[WHAT IS BEING ASKED]
Leave out the pictures and restate the rest of the data exactly.

[DATA BLOCK]
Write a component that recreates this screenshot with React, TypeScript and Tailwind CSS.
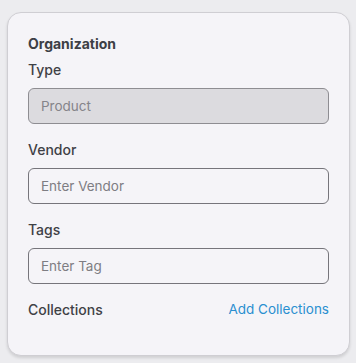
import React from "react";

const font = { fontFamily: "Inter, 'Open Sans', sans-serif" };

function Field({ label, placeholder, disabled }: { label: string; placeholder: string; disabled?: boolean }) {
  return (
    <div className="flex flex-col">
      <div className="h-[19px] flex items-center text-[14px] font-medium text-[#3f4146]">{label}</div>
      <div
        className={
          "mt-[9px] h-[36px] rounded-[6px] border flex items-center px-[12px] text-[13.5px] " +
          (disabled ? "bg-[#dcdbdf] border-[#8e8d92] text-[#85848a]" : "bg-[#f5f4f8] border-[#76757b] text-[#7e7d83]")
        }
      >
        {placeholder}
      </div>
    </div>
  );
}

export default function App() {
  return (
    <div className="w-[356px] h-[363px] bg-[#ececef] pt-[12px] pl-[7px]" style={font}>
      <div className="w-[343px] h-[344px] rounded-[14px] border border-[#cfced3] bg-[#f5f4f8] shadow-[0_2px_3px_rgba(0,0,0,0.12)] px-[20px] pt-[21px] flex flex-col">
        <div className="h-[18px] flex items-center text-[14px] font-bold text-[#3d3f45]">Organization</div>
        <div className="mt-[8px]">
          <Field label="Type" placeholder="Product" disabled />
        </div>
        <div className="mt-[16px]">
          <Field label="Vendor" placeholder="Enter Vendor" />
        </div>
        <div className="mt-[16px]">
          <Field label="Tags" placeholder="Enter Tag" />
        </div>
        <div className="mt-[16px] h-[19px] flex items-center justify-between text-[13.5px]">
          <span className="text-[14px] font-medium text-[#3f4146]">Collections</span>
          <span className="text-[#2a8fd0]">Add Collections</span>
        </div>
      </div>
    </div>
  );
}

[REPLY]
Write a component that recreates this screenshot with React, TypeScript and Tailwind CSS.
import React from "react";

const font = { fontFamily: "Inter, 'Open Sans', sans-serif" };

function Field({ label, placeholder, disabled }: { label: string; placeholder: string; disabled?: boolean }) {
  return (
    <div className="flex flex-col">
      <div className="h-[19px] flex items-center text-[14px] font-medium text-[#3f4146]">{label}</div>
      <div
        className={
          "mt-[9px] h-[36px] rounded-[6px] border flex items-center px-[12px] text-[13.5px] " +
          (disabled ? "bg-[#dcdbdf] border-[#8e8d92] text-[#85848a]" : "bg-[#f5f4f8] border-[#76757b] text-[#7e7d83]")
        }
      >
        {placeholder}
      </div>
    </div>
  );
}

export default function App() {
  return (
    <div className="w-[356px] h-[363px] bg-[#ececef] pt-[12px] pl-[7px]" style={font}>
      <div className="w-[343px] h-[344px] rounded-[14px] border border-[#cfced3] bg-[#f5f4f8] shadow-[0_2px_3px_rgba(0,0,0,0.12)] px-[20px] pt-[21px] flex flex-col">
        <div className="h-[18px] flex items-center text-[14px] font-bold text-[#3d3f45]">Organization</div>
        <div className="mt-[8px]">
          <Field label="Type" placeholder="Product" disabled />
        </div>
        <div className="mt-[16px]">
          <Field label="Vendor" placeholder="Enter Vendor" />
        </div>
        <div className="mt-[16px]">
          <Field label="Tags" placeholder="Enter Tag" />
        </div>
        <div className="mt-[16px] h-[19px] flex items-center justify-between text-[13.5px]">
          <span className="text-[14px] font-medium text-[#3f4146]">Collections</span>
          <span className="text-[#2a8fd0]">Add Collections</span>
        </div>
      </div>
    </div>
  );
}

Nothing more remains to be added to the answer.